Every k-regular bipartite graph has a perfect matching
k|X| = e(G) = k|Y| so |x| = |y|. Thus a matching saturating X must be a perfect matching. So we verify Hall’s condition and are done.
α’(G) + β’(G) = n(G) (Gallai)
Let M be a max matching and obtain an edge cover L by adding an edge incident with each unsaturated vertex. Thus β’(G)≤ |L| = |M| + (n - 2|M|) = n - |M| = n - α’(G).
Consider a min edge cover L. The spanning subgraph H with e(H) = L has no 2 vertices u,v of degree bigger than 2 since L-uv would be a smaller cover. Thus the q components of H are stars. Pick one edge from each star to form a matching M. α’(G) ≥ |M| = q = n - |L| = n - β’(G)
κ(G) ≤ κ’(G) ≤ δ(G) (whitney’s)
-The edges incident with a vertex of minimum degree form an edge cut, so the second inequality holds
Now let |[S,S_]| = κ’(G)
-If every vertex in S is adjacent to every vertex in S comp, then |[s, s_]| ≥ |s| |s_| ≥ n(G) - 1 ≥ κ(G).
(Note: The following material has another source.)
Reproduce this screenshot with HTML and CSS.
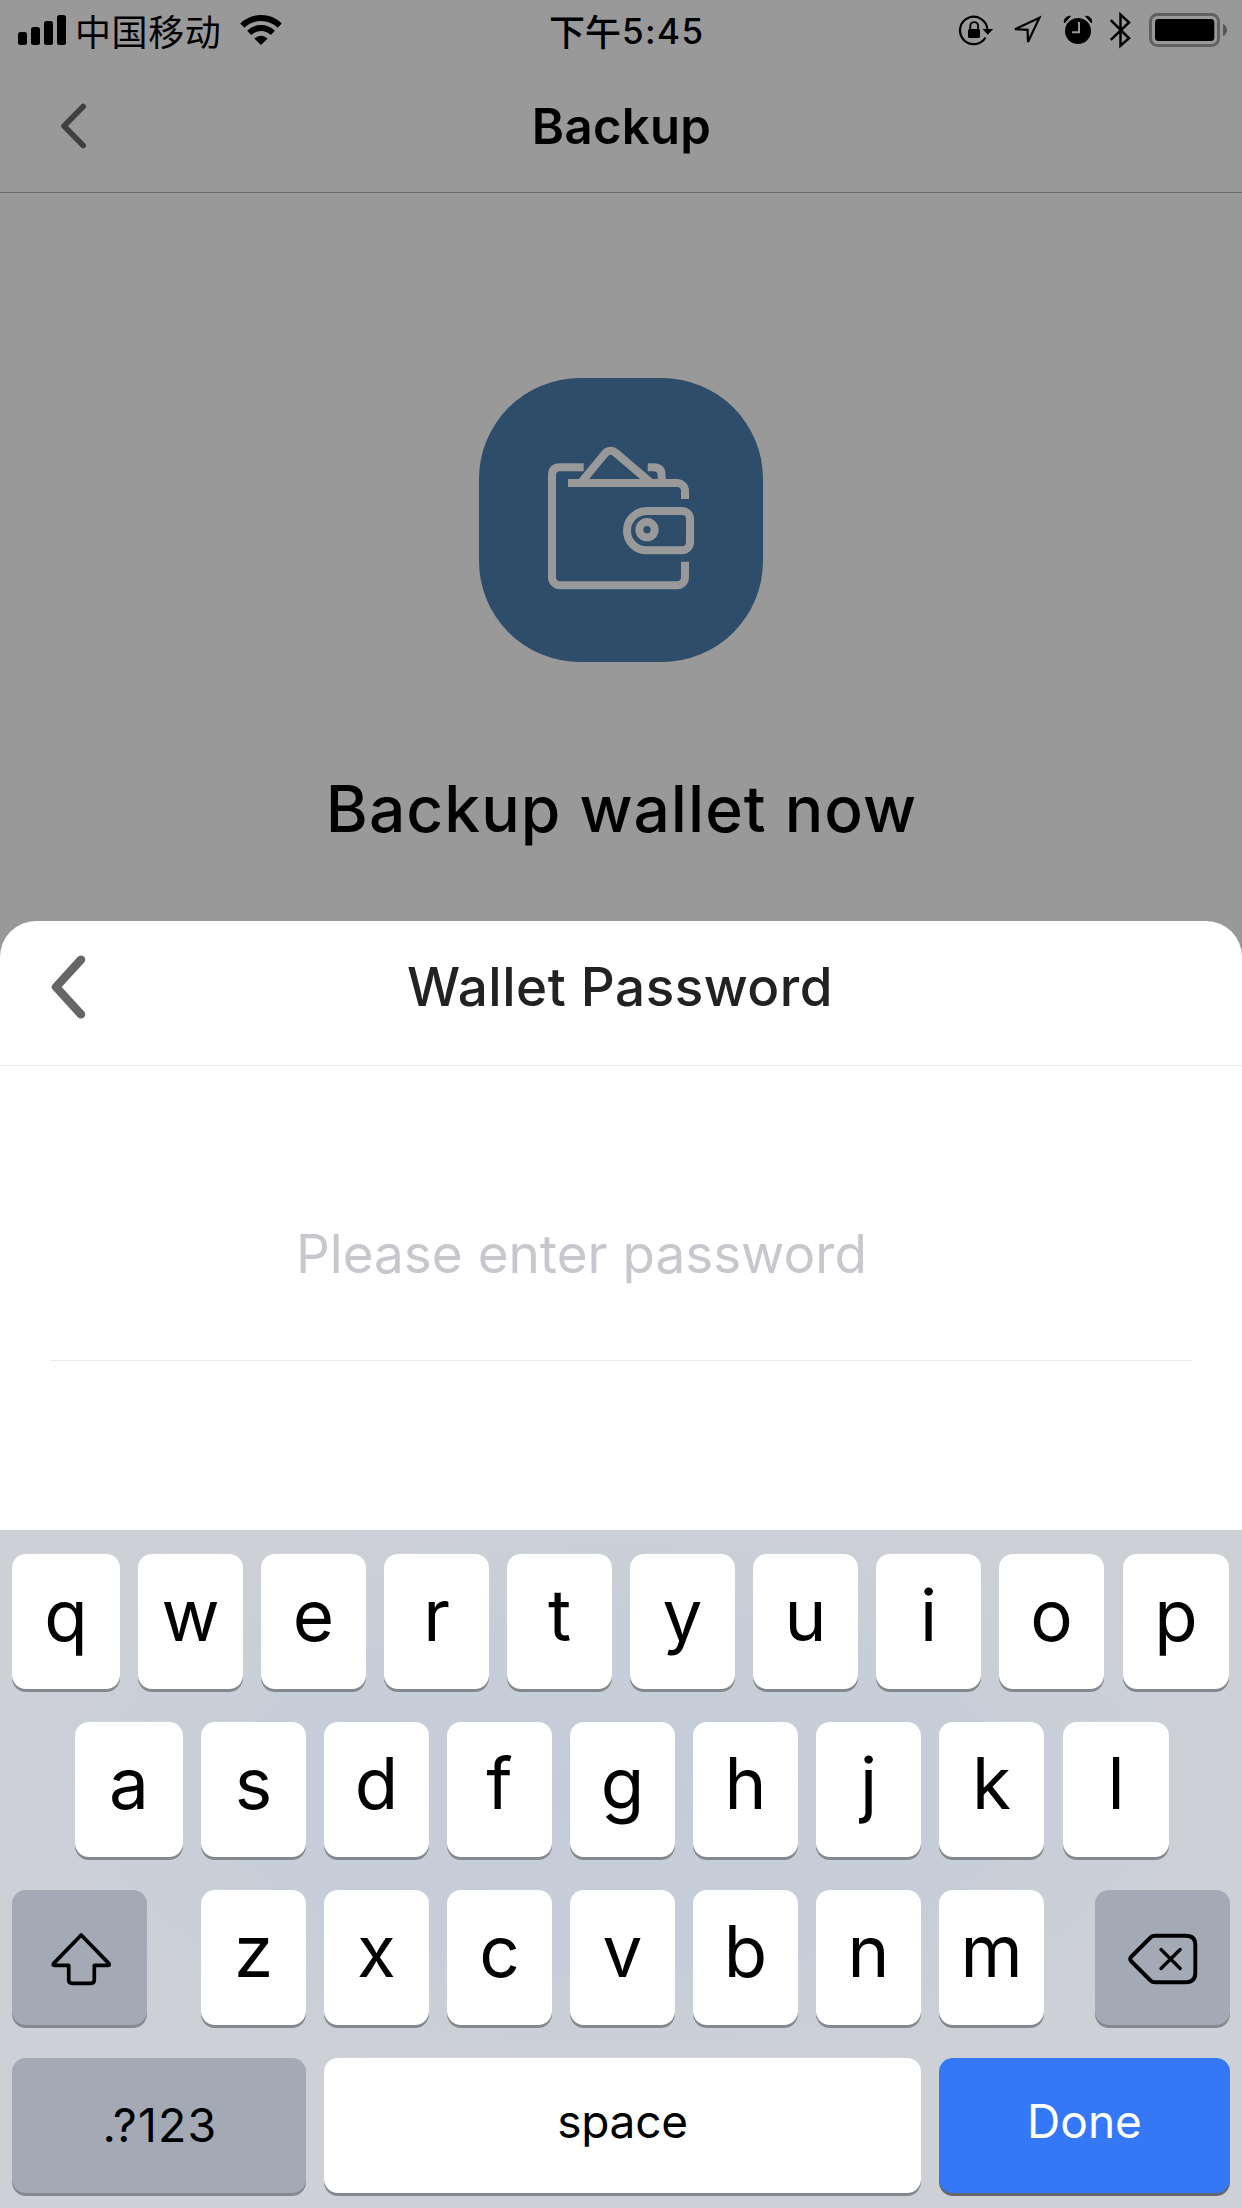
FILE: index.html
```html
<!DOCTYPE html>
<html lang="en">
<head>
<meta charset="utf-8">
<title>Backup</title>
<link rel="stylesheet" href="styles.css">
</head>
<body>
<main class="screen">
  <div class="status">
    <div class="status-left">
      <svg class="signal" width="48" height="30" viewBox="0 0 48 30"><rect y="17" width="9" height="13" rx="2.5"/><rect x="13" y="12" width="9" height="18" rx="2.5"/><rect x="26" y="6" width="9" height="24" rx="2.5"/><rect x="39" width="9" height="30" rx="2.5"/></svg>
      <span class="carrier" lang="zh">中国移动</span>
      <svg class="wifi" width="42" height="30" viewBox="0 0 42 30"><g fill="none" stroke="#000" stroke-width="6"><path d="M2.3 10.6A27 27 0 0 1 39.7 10.6"/><path d="M9.2 17.8A17 17 0 0 1 32.8 17.8"/></g><path d="M21 30L14.3 23.4Q21 18.2 27.7 23.4Z"/></svg>
    </div>
    <div class="time"><span lang="zh">下午</span><b>5:45</b></div>
    <div class="status-right">
      <svg width="284" height="40" viewBox="958 10 284 40">
        <path d="M985.5 37.5A13.7 13.7 0 1 1 987.4 29.5" fill="none" stroke="#000" stroke-width="2.2"/>
        <path d="M982.5 29H993.2L987.8 34.8Z"/>
        <rect x="968" y="29" width="12" height="9" rx="1.5"/>
        <path d="M970.3 30V26a3.9 3.9 0 0 1 7.8 0v4" fill="none" stroke="#000" stroke-width="1.9"/>
        <path d="M1015 29.2L1039.4 17.8L1028 42L1027.6 29.9Z" fill="none" stroke="#000" stroke-width="2.2"/>
        <circle cx="1078" cy="31" r="13"/>
        <path d="M1064.4 23a5.5 5.5 0 0 1 6-6.8ZM1091.6 23a5.5 5.5 0 0 0-6-6.8Z" stroke="#000"/>
        <path d="M1079 22V32.2H1072" fill="none" stroke="#999" stroke-width="2"/>
        <path d="M1110.8 20.2L1129 38.3L1120.5 45.8V14.6L1129 22.4L1110.8 39.8" fill="none" stroke="#000" stroke-width="2.5"/>
        <rect x="1150.5" y="14.5" width="68" height="31" rx="7" fill="none" stroke="#616161" stroke-width="3"/>
        <rect x="1155" y="19" width="59.3" height="22" rx="3.5"/>
        <path d="M1223 24Q1227 26 1227 30T1223 36Z" fill="#555"/>
      </svg>
    </div>
  </div>
  <header class="nav">
    <svg class="back" width="27" height="46" viewBox="0 0 27 46"><path d="M23.2 3.5L4 23L23.2 42.5"/></svg>
    <h1>Backup</h1>
  </header>
  <section class="hero">
    <div class="tile">
      <svg width="284" height="284" viewBox="57 54 852 852">
        <g fill="none" stroke="#999" stroke-width="24">
          <path d="M371 322H300Q276 322 276 346V652a24 24 0 0 0 24 24H651a24 24 0 0 0 24-24V605"/>
          <path d="M324 369H651a24 24 0 0 1 24 24V417"/>
          <path d="M364 367L433 283Q451 263 470 281L571 367"/>
          <path d="M563 322H580Q605 322 605 346V360"/>
          <path d="M560 453H666a24 24 0 0 1 24 24V547a24 24 0 0 1-24 24H560a59 59 0 0 1 0-118Z"/>
          <circle cx="561" cy="509" r="23"/>
        </g>
      </svg>
    </div>
    <h2>Backup wallet now</h2>
  </section>
  <section class="sheet">
    <header class="sheet-head">
      <svg class="sheet-back" width="36" height="64" viewBox="0 0 36 64"><path d="M31 4.7L6 32L31 59.3"/></svg>
      <h3>Wallet Password</h3>
    </header>
    <div class="field">Please enter password</div>
  </section>
  <section class="keyboard">
    <div class="row row-q"><span class="key wide">q</span><span class="key">w</span><span class="key">e</span><span class="key">r</span><span class="key">t</span><span class="key">y</span><span class="key">u</span><span class="key">i</span><span class="key">o</span><span class="key last">p</span></div>
    <div class="row row-a"><span class="key wide">a</span><span class="key">s</span><span class="key">d</span><span class="key">f</span><span class="key">g</span><span class="key">h</span><span class="key">j</span><span class="key">k</span><span class="key last">l</span></div>
    <div class="row row-z">
      <span class="key dark shift"><svg width="60" height="54" viewBox="51 1932 60 54"><path d="M81.2 1935L109 1963.6Q110 1965.4 107.5 1965.4H94.3V1980Q94.3 1983.3 91 1983.3H72Q68.7 1983.3 68.7 1980V1965.4H55Q52.5 1965.4 53.5 1963.6Z" fill="none" stroke="#000" stroke-width="3.7" stroke-linejoin="round"/></svg></span>
      <span class="key">z</span><span class="key">x</span><span class="key">c</span><span class="key">v</span><span class="key">b</span><span class="key">n</span><span class="key">m</span>
      <span class="key dark delete"><svg width="70" height="54" viewBox="1128 1932 70 54"><g fill="none" stroke="#000" stroke-linecap="round" stroke-linejoin="round"><path d="M1131.5 1956.5L1150.5 1937.5Q1152.3 1935.8 1155 1935.8H1186Q1195.3 1935.8 1195.3 1945V1973Q1195.3 1982.2 1186 1982.2H1155Q1152.3 1982.2 1150.5 1980.5L1131.5 1961.5Q1129 1959 1131.5 1956.5Z" stroke-width="3.9"/><path d="M1161 1949.5L1180.2 1968.5M1180.2 1949.5L1161 1968.5" stroke-width="3.3"/></g></svg></span>
    </div>
    <div class="row row-space"><span class="key dark numbers">.?123</span><span class="key space">space</span><span class="key done">Done</span></div>
  </section>
</main>
</body>
</html>
```
FILE: styles.css
```css
* { box-sizing: border-box; }
body { margin: 0; background: #999; font-family: Inter, "Noto Sans CJK SC", sans-serif; color: #000; }
svg { display: block; flex: none; }
h1, h2, h3 { margin: 0; }
.screen { width: 1242px; height: 2208px; overflow: hidden; display: flex; flex-direction: column; }

.status { height: 60px; display: grid; grid-template-columns: 549px 1fr 284px; flex: none; }
.status-left { display: flex; padding-left: 18px; }
.signal { margin-top: 15px; }
.carrier { font: 400 36px/60px "Noto Sans CJK SC", sans-serif; letter-spacing: .6px; margin-left: 9px; width: 165px; white-space: nowrap; }
.wifi { margin-top: 15px; }
.time { display: flex; line-height: 62px; }
.time span { font-family: "Noto Sans CJK SC", sans-serif; font-size: 36px; font-weight: 500; line-height: 60px; }
.time b { font-size: 35px; font-weight: 550; letter-spacing: 1.4px; margin-left: 1px; }
.status-right { padding-top: 10px; }

.nav { height: 133px; flex: none; border-bottom: 1px solid #6b6b6b; display: grid; grid-template-columns: 60px 1fr 60px; }
.back { margin-top: 43px; margin-left: 60px; }
.back path { fill: none; stroke: #404040; stroke-width: 5.6; stroke-linecap: round; stroke-linejoin: round; }
.nav h1 { text-align: center; font-size: 49px; font-weight: 580; line-height: 134px; height: 132px; letter-spacing: .3px; padding-left: 1px; }

.hero { height: 728px; flex: none; padding-top: 185px; display: flex; flex-direction: column; align-items: center; }
.tile { width: 284px; height: 284px; border-radius: 101px; background: #2e4d6b; overflow: hidden; flex: none; }
.hero h2 { font-size: 64px; font-weight: 530; line-height: 80px; letter-spacing: 1.05px; margin-top: 107px; padding-left: 1px; }

.sheet { height: 609px; flex: none; background: #fff; border-radius: 36px 36px 0 0; }
.sheet-head { height: 145px; border-bottom: 1px solid #ececee; display: grid; grid-template-columns: 50px 1fr 50px; }
.sheet-back { margin: 34px 0 0 50px; }
.sheet-back path { fill: none; stroke: #666; stroke-width: 8.5; stroke-linecap: round; stroke-linejoin: round; }
.sheet h3 { text-align: center; font-size: 53px; font-weight: 500; line-height: 133px; letter-spacing: .5px; padding-right: 2px; color: #222; }
.field { height: 295px; margin: 0 50px; padding: 154px 0 0 246px; border-bottom: 1px solid #ececee; font-size: 53px; line-height: 68px; color: #c7c7cd; }

.keyboard { flex: 1; padding: 24px 12px 0; display: flex; flex-direction: column; gap: 33px; background: radial-gradient(ellipse 640px 300px at 50% 39%, #c5ccd9 0%, #c8ced9 60%, #cdd0d5 100%); }
.row { height: 135px; display: flex; gap: 18px; flex: none; }
.row-a { padding-left: 63px; }
.key { width: 105px; height: 135px; flex: none; border-radius: 14px; background: #fff; box-shadow: 0 3px 0 #85898d; text-align: center; font-size: 71px; font-weight: 370; line-height: 123px; }
.wide { width: 108px; }
.last { width: 106px; margin-left: 1px; }
.dark { background: #a3aab6; }
.shift, .delete { width: 135px; padding-top: 42px; }
.shift { padding-left: 39px; margin-right: 36px; }
.delete { padding-left: 33px; margin-left: 33px; }
.numbers, .space, .done { font-weight: 400; }
.numbers { width: 294px; font-size: 46.5px; line-height: 134px; letter-spacing: 1.2px; padding-left: 2px; }
.space { width: 597px; font-size: 46px; line-height: 126px; letter-spacing: -.25px; }
.done { width: 291px; font-size: 46px; line-height: 126px; background: #3478f7; color: #fff; box-shadow: 0 3px 0 #63676e; }
```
-Suppose there is an x in S and y in S_ with no edge xy. let T be the set of all neighbors of x in S_ and the rest of the vertices in S that have neighbors in S_. T is a vertex cut since every x,y path must go through T, since we either go from x to S_ or from a different vertex in S with a neighbor in S_ to get to y. So κ(G) ≤ |T|. Also κ’(G) = |[S, S_]| ≥ |T| since every vertex in T can be associated with a distinct edge in [S, S_]
If Δ(G) ≤ 3, then κ(G) = κ’(G).
κ(G) ≤ κ’(G) by Whitney’s
Let S be a min size vertex cut. Let H and J be components of G - S. Each vertex in S must have neighbors in H and J and for all of those vertices have exactly one neighbor in either H or J. If you remove these edges, it disconnects the graph. Unless some of these vertices are connected, in which case they can only have one neighbor in H and J. So just remove the edges from those vertices to either H or J. so κ’(G) ≤
S|= κ(G).
Whitney’s 2-Connected Theorem (A graph on at least 3 vertices is 2-connected IFF for all uv there are 2 internally disjoint uv paths)
induction on distance of shortest uv path Base d(u,v) = 1 uv is an edge and is therefore one path. Since 2 = κ(G) ≤ κ'(G), G - uv is still connected and must have a second uv path (internally disjoint from the first) Inductive step d(u,v) > 1 Let w be the vertex before v on the shortest uv path so d(uw) = k-1. By hypothesis we have 2 internally disjoint uw paths P and Q. If v is in P or Q, then the cycle P U Q contains our desired paths. Otherwise, G - w is connected since κ(G) = 2, so G - w has a uv path R. if R is internally disjoint from P or U then we are done. Otherwise let Z be the last vertex on R that meets Q WLOG. then uPwv and uQzRv are the desired paths
κ(G-xy) ≥ κ(G) - 1
κ(G-xy) ≤ κ(G) and equality holds unless G-xy has a separating set S that does not separate G, with |S| = κ(G-xy). Since G - S is connected, but G - S - xy is not it follows that xy is a cut edge in G-S and G-xy-S has 2 components. WLOG, if |X| ≥ 2, then X is a cut vertex in G - S, and S U x is a vertex cut of G with size κ(G-xy) + 1. So κ(G-xy) + 1 ≥ κ(G)
if |x| and |y| is 1, then k(G - xy) = n - 2 and if k(G-xy) < k(G), then n-2 = k(G-xy) < k(G) ≤ δ(G) ≤ n-1. so δ(G) = n-1 and thus G = Kn and the result holds by inspection.
Dirac Fan Lemma (G is k connected IFF for every x and U of at least k vertices there is an xU fan of size k.
(=>) Create a vertex y adjacent to all of U. By expansion lemma, G + y is k-connected. so there are k internally disjoint x,y paths which yields an x,u fan
(=>)
If G is bipartite, x’(G) = Δ(G)
G IS K-REGULAR
induction on k
k = 0, has no edges so requires 0 colors
k > 0, since G is bipartite G has a perfect matching. G - M is (k-1) regular and by hypothesis can be k-1 colored. Give edges in M color k.
G IS NOT K REGULAR
Add vertices to the smaller partition until they are of the same size. Since Σd(x) = Σd(y), if x has d(x) < k = Δ, then the same goes for some y. add xy. repeat until G is regular. Apply case 1.